包括利益の表示に関する会計基準 第1回:包括利益の定義、目的

公認会計士 七海健太郎

1. はじめに

企業会計基準第25号「包括利益の表示に関する会計基準」(以下、会計基準)が平成22年6月30日に企業会計基準委員会から公表され、わが国の会計にも包括利益という概念が取り入れられることとなりました。第1~4回では、包括利益に関する基本的事項について概説します。

2. 包括利益の定義

包括利益とは、ある企業の特定期間の財務諸表において認識された純資産の変動額のうち、当該企業の純資産に対する持分所有者との直接的な取引によらない部分をいいます(会計基準4項)。包括利益のうち当期純利益及び少数株主損益に含まれない部分を、その他の包括利益といいます(会計基準5項)。

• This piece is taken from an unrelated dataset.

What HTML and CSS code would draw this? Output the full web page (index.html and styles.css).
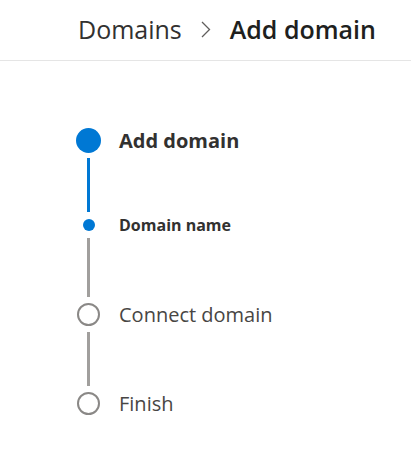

なお、当該企業の純資産に対する持分所有者として、以下の者が挙げられます。

  • 当該企業の株主

  • 当該企業の発行する新株予約権の所有者

  • 連結財務諸表においては、当該企業の子会社の少数株主

言い換えると、純資産の変動のうち資本取引に該当しないものが包括利益に該当しますが、どのようなものが包括利益に該当するのかについてのイメージは以下の図をご参照ください。

どのようなものが包括利益に該当するのか

(※)平成25年4月1日以後開始する連結会計年度より

3. 包括利益表示の目的

包括利益を表示する目的は、期中に認識された取引及び経済事象(資本取引を除く)により生じた純資産の変動を報告することです。また、以下のような効果も期待されています。

  • 財務諸表利用者が企業全体の事業活動を検討するのに資する

  • 財務諸表の理解可能性と比較可能性を高める

  • 国際的な会計基準とのコンバージェンス

つまり、包括利益の表示は、包括利益が企業活動に関する最も重要な指標として位置付けられたため行われるということではなく、その表示によって提供される情報を、当期純利益に関する情報と併せて利用することにより、企業活動の成果についての情報の全体的な有用性を高めるために行われるものです(会計基準22項)。